Basketball: Purnell On Right Track?
Clemson basketball coaches always have used the school's location as a big reason the program has been the doormat of the ACC. But new head coach Oliver Purnell is out to change the thinking, both in and outside of Clemson. He believes the Tigers can win consistently in basketball.
The image of Clemson is not the reality, said Purnell, who came to Clemson after a successful stint at Dayton. You always hear there's nothing to do here and that it's not a great place to live. We have to dispel that. It's the opposite. My wife and I are building a house in Clemson. We like it here.
Purnell said he takes a great deal of pride in being the first African-American to be a head coach of a major program at Clemson.

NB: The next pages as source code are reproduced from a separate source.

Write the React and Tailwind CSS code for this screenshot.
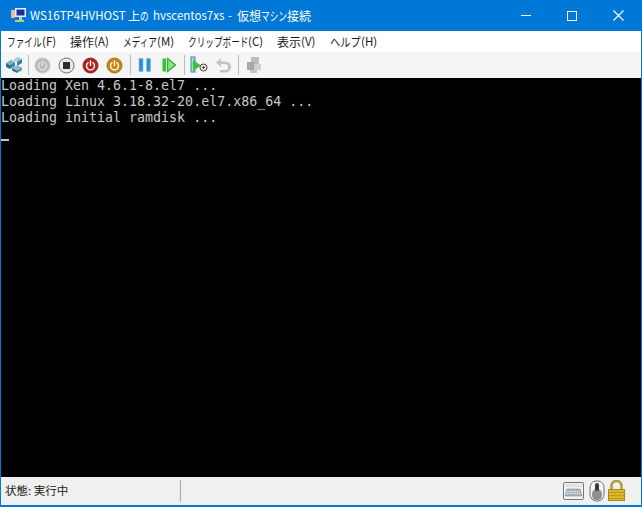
import React from "react";

// kana in the reference is a narrow UI face, so it gets squeezed horizontally
function Kana({ box, scale = "scale-x-[0.72]", children }) {
  return (
    <span className={`${box} inline-block shrink-0 whitespace-nowrap`}>
      <span className={`${scale} inline-block origin-left`}>{children}</span>
    </span>
  );
}

const menus = [
  { w: "w-[63px]", head: <Kana box="w-[35px]">ファイル</Kana>, key: "(F)" },
  { w: "w-[53px]", head: <span>操作</span>, key: "(A)" },
  { w: "w-[65px]", head: <Kana box="w-[34px]">メディア</Kana>, key: "(M)" },
  { w: "w-[89px]", head: <Kana box="w-[60px]">クリップボード</Kana>, key: "(C)" },
  { w: "w-[53px]", head: <span>表示</span>, key: "(V)" },
  { w: "w-[60px]", head: <Kana box="w-[31px]" scale="scale-x-[0.85]">ヘルプ</Kana>, key: "(H)" },
];

function Sep() {
  return <div className="w-px h-[20px] bg-[#b9b9b9] shrink-0" />;
}

function RoundButton({ fill, ring, children }) {
  return (
    <svg width="17" height="17" viewBox="0 0 17 17" className="shrink-0">
      <circle cx="8.5" cy="8.5" r="7.5" fill={fill} stroke={ring} strokeWidth="1" />
      {children}
    </svg>
  );
}

function PowerGlyph({ color }) {
  return (
    <g fill="none" stroke={color} strokeWidth="1.4" strokeLinecap="round">
      <path d="M6 5.8a4 4 0 1 0 5 0" />
      <path d="M8.5 4v4.5" />
    </g>
  );
}

function HostIcon() {
  return (
    <svg width="18" height="18" viewBox="0 0 18 18" className="shrink-0">
      <path d="M1 7l5-3 4 2-5 3z" fill="#7fb0c4" />
      <path d="M1 7l4 2v4L1 11z" fill="#2f6f8c" />
      <path d="M5 9l5-3v4l-5 3z" fill="#3f86a6" />
      <path d="M8 4l5-3 4 2-5 3z" fill="#a5c9d8" />
      <path d="M12 6l5-3v4l-5 3z" fill="#3f7f9c" />
      <path d="M7 12l5-3 5 2.500-5 3z" fill="#8fbccd" />
      <path d="M7 12l5 2.500V17l-5-2.500z" fill="#2f6f8c" />
      <path d="M12 14.500l5-3V14l-5 3z" fill="#4b93b0" />
    </svg>
  );
}

function Toolbar() {
  return (
    <div className="h-[26px] bg-[#f5f5f5] flex items-center pl-[4px] shrink-0">
      <HostIcon />
      <div className="w-[5px]" />
      <Sep />
      <div className="w-[5px]" />
      <div className="flex items-center gap-[7px]">
        <RoundButton fill="#b9b9b9" ring="#c9c9c9">
          <PowerGlyph color="#e4e4e4" />
        </RoundButton>
        <RoundButton fill="#e9e9e9" ring="#6d6d6d">
          <rect x="5" y="5" width="7" height="7" fill="#2c2c2c" />
        </RoundButton>
        <RoundButton fill="#b5201f" ring="#8e2a2a">
          <PowerGlyph color="#ffffff" />
        </RoundButton>
        <RoundButton fill="#c98412" ring="#a8741c">
          <PowerGlyph color="#ffffff" />
        </RoundButton>
      </div>
      <div className="w-[7px]" />
      <Sep />
      <div className="w-[7px]" />
      <svg width="14" height="16" viewBox="0 0 14 16" className="shrink-0">
        <rect x="1" y="1.500" width="4" height="13" fill="#2b8fd0" stroke="#7fbde3" strokeWidth="0.6" />
        <rect x="8.500" y="1.500" width="4" height="13" fill="#2b8fd0" stroke="#7fbde3" strokeWidth="0.6" />
      </svg>
      <div className="w-[10px]" />
      <svg width="14" height="16" viewBox="0 0 14 16" className="shrink-0">
        <rect x="0.500" y="1.500" width="3.500" height="13" fill="#36c13c" />
        <path d="M5.500 1.500L13.500 8l-8 6.500z" fill="#8fe08c" stroke="#2fb536" strokeWidth="1.400" />
      </svg>
      <div className="w-[8px]" />
      <Sep />
      <div className="w-[5px]" />
      <svg width="19" height="18" viewBox="0 0 19 18" className="shrink-0">
        <rect x="1" y="1" width="4" height="15" fill="#a9d4ea" stroke="#3a87b0" />
        <path d="M3 4l8 5.500L3 15z" fill="#3cc43f" />
        <circle cx="13.500" cy="11.500" r="3.500" fill="#eeeeee" stroke="#444444" />
        <path d="M12 11.500h3M13.500 10v3" stroke="#b5332a" strokeWidth="1.200" />
      </svg>
      <div className="w-[5px]" />
      <svg width="18" height="18" viewBox="0 0 18 18" className="shrink-0">
        <path
          d="M7 2L2 6.500 7 11V8h4a2.500 2.500 0 0 1 0 6H6v2.500h5.500a5 5 0 0 0 0-11H7z"
          fill="#c4c4c4"
        />
      </svg>
      <div className="w-[6px]" />
      <Sep />
      <div className="w-[6px]" />
      <svg width="18" height="18" viewBox="0 0 18 18" className="shrink-0">
        <rect x="6" y="1" width="8" height="8" fill="#bdbdbd" />
        <rect x="2" y="6" width="8" height="8" fill="#a9a9a9" />
        <rect x="9" y="8" width="7" height="6" fill="#cfcfcf" />
        <rect x="5" y="14" width="7" height="3" fill="#c4c4c4" />
      </svg>
    </div>
  );
}

function StatusIcons() {
  return (
    <div className="flex items-center pr-[15px]">
      <svg width="22" height="20" viewBox="0 0 22 20">
        <rect x="0.500" y="1.500" width="20" height="17" rx="1.500" fill="#f2f2f2" stroke="#777777" />
        <rect x="2" y="3" width="17" height="3" fill="#e2e2e2" />
        <path d="M2 15l2-7h13l2 7z" fill="#a9b4bd" stroke="#8a8a8a" strokeWidth="0.600" />
        <path d="M4 10.500h13M3.500 12.500h14" stroke="#e8e8e8" strokeDasharray="1.500 1" />
      </svg>
      <svg width="18" height="22" viewBox="0 0 18 22" className="ml-[3px]">
        <path d="M9 1c5 0 7 3 7 8v5c0 4-3 7-7 7s-7-3-7-7V9c0-5 2-8 7-8z" fill="#f4f4f4" stroke="#6c6c6c" />
        <path d="M9 9c4 0 5 3 5 6 0 3-2 5-5 5s-5-2-5-5c0-3 1-6 5-6z" fill="#8f8f8f" />
        <rect x="7" y="3" width="4" height="8" rx="2" fill="#3a3a3a" />
      </svg>
      <svg width="19" height="22" viewBox="0 0 19 22" className="ml-px">
        <path d="M4.500 10V6a5 5 0 0 1 10 0V10" fill="none" stroke="#b39a3a" strokeWidth="2.500" />
        <rect x="1.500" y="9.500" width="16" height="11" fill="#dcb62b" stroke="#a98b1f" />
        <path d="M2 12.500h15M2 15.500h15M2 18.500h15" stroke="#bd9a20" />
      </svg>
    </div>
  );
}

export default function App() {
  return (
    <div className="w-[642px] h-[507px] bg-[#0078d7] p-px pt-0 flex flex-col overflow-hidden font-['Noto_Sans_CJK_JP',sans-serif]">
      {/* Title bar */}
      <div className="h-[31px] flex items-center shrink-0 text-white">
        <svg width="17" height="17" viewBox="0 0 17 17" className="ml-[9px] shrink-0">
          <rect x="1" y="3" width="4" height="8" fill="#e9b9a0" />
          <rect x="5" y="1" width="11" height="9" fill="#e8f0f8" />
          <rect x="6.500" y="2.500" width="8" height="6" fill="#17309c" />
          <rect x="9" y="10" width="3" height="3" fill="#c9c9c9" />
          <rect x="5" y="13" width="9" height="2" fill="#b5d36a" />
        </svg>
        <div className="ml-[3px] flex items-center text-[12px] leading-none whitespace-nowrap">
          <span className="w-[98px] text-[11.5px]">WS16TP4HVHOST</span>
          <span>上</span>
          <Kana box="w-[13px]">の</Kana>
          <span className="w-[75px] text-[11.5px]">hvscentos7xs</span>
          <span className="w-[9px] text-[11.5px]">-</span>
          <span>仮想</span>
          <Kana box="w-[26px]">マシン</Kana>
          <span>接続</span>
        </div>
        <div className="ml-auto flex items-center h-full">
          <div className="w-[46px] flex justify-center">
            <div className="w-[10px] h-px bg-white" />
          </div>
          <div className="w-[46px] flex justify-center">
            <div className="w-[10px] h-[10px] border border-white" />
          </div>
          <div className="w-[46px] flex justify-center">
            <svg width="11" height="11" viewBox="0 0 11 11">
              <path d="M0.500 0.500l10 10M10.500 0.500l-10 10" stroke="#ffffff" strokeWidth="1.100" />
            </svg>
          </div>
        </div>
      </div>

      {/* Menu bar */}
      <div className="h-[21px] bg-white flex items-center pl-[6px] shrink-0 text-[12px] text-[#1a1a1a]">
        {menus.map((m) => (
          <div key={m.key} className={`${m.w} flex items-center whitespace-nowrap leading-none`}>
            {m.head}
            <span className="text-[11.5px]">{m.key}</span>
          </div>
        ))}
      </div>

      <Toolbar />

      {/* Console */}
      <div className="flex-1 bg-black text-[#c8c8c8] text-[13.3px] leading-[16px] whitespace-pre font-['DejaVu_Sans_Mono',monospace]">
        <div>Loading Xen 4.6.1-8.el7 ...</div>
        <div>Loading Linux 3.18.32-20.el7.x86_64 ...</div>
        <div>Loading initial ramdisk ...</div>
        <div>&nbsp;</div>
        <div className="w-[8px] h-[2px] bg-[#c8c8c8] mt-[-3px]" />
      </div>

      {/* Status bar */}
      <div className="h-[28px] bg-[#f0f0f0] flex items-center shrink-0 mb-px">
        <div className="w-[180px] h-[22px] border-r border-[#a8a8a8] pl-[4px] flex items-center text-[11.5px] text-[#1a1a1a] leading-none">
          状態: 実行中
        </div>
        <div className="ml-auto">
          <StatusIcons />
        </div>
      </div>
    </div>
  );
}
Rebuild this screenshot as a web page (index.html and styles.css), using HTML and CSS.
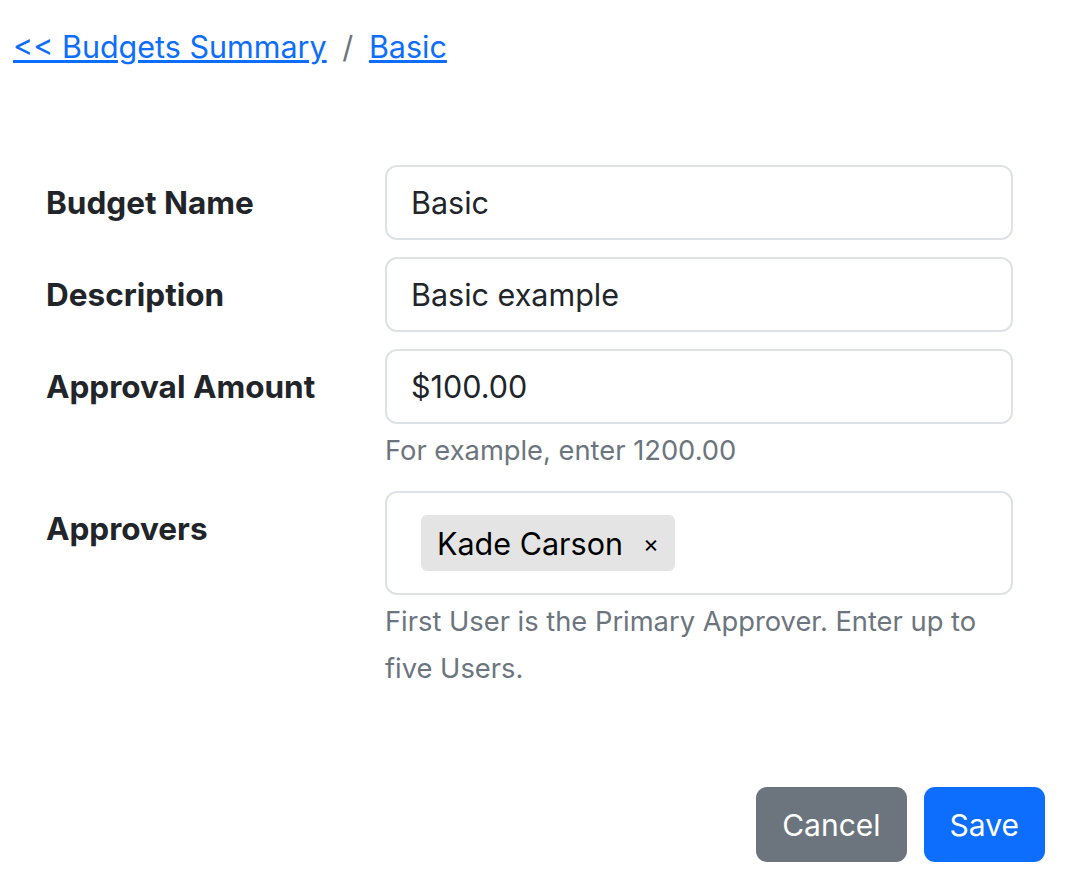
FILE: index.html
```html
<!DOCTYPE html>
<html>
<head>
    <meta name="viewport" content="width=device-width, initial-scale=1">
    <link rel="stylesheet" href="styles.css">
</head>
<body>

<nav class="crumbs">
    <a href="#">&lt;&lt; Budgets Summary</a>
    <span class="sep">/</span>
    <a href="#">Basic</a>
</nav>

<form class="budget-form">
    <div class="row">
        <label class="row-label">Budget Name</label>
        <div class="field">
            <input class="input" type="text" value="Basic">
        </div>
    </div>

    <div class="row">
        <label class="row-label">Description</label>
        <div class="field">
            <input class="input" type="text" value="Basic example">
        </div>
    </div>

    <div class="row">
        <label class="row-label">Approval Amount</label>
        <div class="field">
            <input class="input" type="text" value="$100.00">
            <div class="help">For example, enter 1200.00</div>
        </div>
    </div>

    <div class="row">
        <label class="row-label">Approvers</label>
        <div class="field">
            <div class="tag-box">
                <span class="tag">Kade Carson <span class="tag-x">&times;</span></span>
            </div>
            <div class="help">First User is the Primary Approver. Enter up to five Users.</div>
        </div>
    </div>

    <div class="actions">
        <button type="button" class="btn cancel">Cancel</button>
        <button type="button" class="btn save">Save</button>
    </div>
</form>

</body>
</html>
```

FILE: styles.css
```css
* {box-sizing: border-box;}
body {
    margin: 0;
    padding: 0 13px;
    font-family: Inter, "Liberation Sans", Arial, sans-serif;
    color: #212529;
    background: #fff;
}

/* Breadcrumb at the top */
.crumbs {
    padding-top: 26px;
    font-size: 30.5px;
    line-height: 42px;
}
.crumbs a {
    color: #0d6efd;
}
.crumbs .sep {
    color: #6c757d;
    margin: 0 7px;
}

.budget-form {
    margin-top: 97px;
    padding-left: 33px;
    width: 1032px;
}

.row {
    display: grid;
    grid-template-columns: 339px 628px;
    margin-bottom: 17px;
}

.row-label {
    font-weight: bold;
    font-size: 31.5px;
    line-height: 75px;
}

.input {
    display: block;
    width: 100%;
    height: 75px;
    padding: 0 24px;
    font: inherit;
    font-size: 30.5px;
    color: #212529;
    border: 2px solid #dee2e6;
    border-radius: 12px;
    outline: none;
}

.help {
    color: #6c757d;
    font-size: 27.3px;
    line-height: 47px;
    margin-top: 3px;
}

/* Select box with the chosen users */
.tag-box {
    height: 104px;
    border: 2px solid #dee2e6;
    border-radius: 12px;
    padding: 22px 34px;
}
.tag {
    display: inline-flex;
    align-items: center;
    height: 56px;
    padding: 0 16px;
    background: #e4e4e4;
    border-radius: 6px;
    font-size: 30.5px;
    color: #000;
}
.tag-x {
    font-size: 24px;
    margin-left: 20px;
}

.actions {
    display: flex;
    justify-content: flex-end;
    gap: 17px;
    margin-top: 95px;
}
.btn {
    height: 75px;
    padding: 0 26px;
    border: none;
    border-radius: 11px;
    font: inherit;
    font-size: 30px;
    color: #fff;
    cursor: pointer;
}
.cancel {background-color: #6c757d;}
.save {background-color: #0d6efd;}
```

I look at the situation with pride, but I don't really feel any added responsibility, he said. You have to be yourself.
Until practice started on Oct. 18, Purnell had been spending most of his time on the road recruiting. His efforts paid early dividends. Three top-100 prospects committed to the Tigers prior to the early signing period in November, and several others continue to give the program a serious look.
You have to talk about your vision, and they have to buy into that, Purnell said. Recruiting is a 12-month, seven-day-a-week job. We're in catch-up mode.
One reason Purnell is confident he will get the job done at Clemson is athletic director Terry Don Phillips.
You can win here in basketball, it's just a matter of sustaining it, Purnell said. Terry Don Phillips has convinced me there is a commitment to basketball. A big part of what we're doing is changing the image to reality. The reality is that we're committed now to basketball.
The thing that sold me the most on Clemson was Terry Don Phillips. He came from Oklahoma State, where Eddie Sutton has one of the premier programs in the country. He was at Arkansas, where Nolan Richardson won a national championship. He has been in places (similar to Clemson) where there has been a commitment to basketball. I liked him instantly. I have a great feeling about him and President (James) Barker.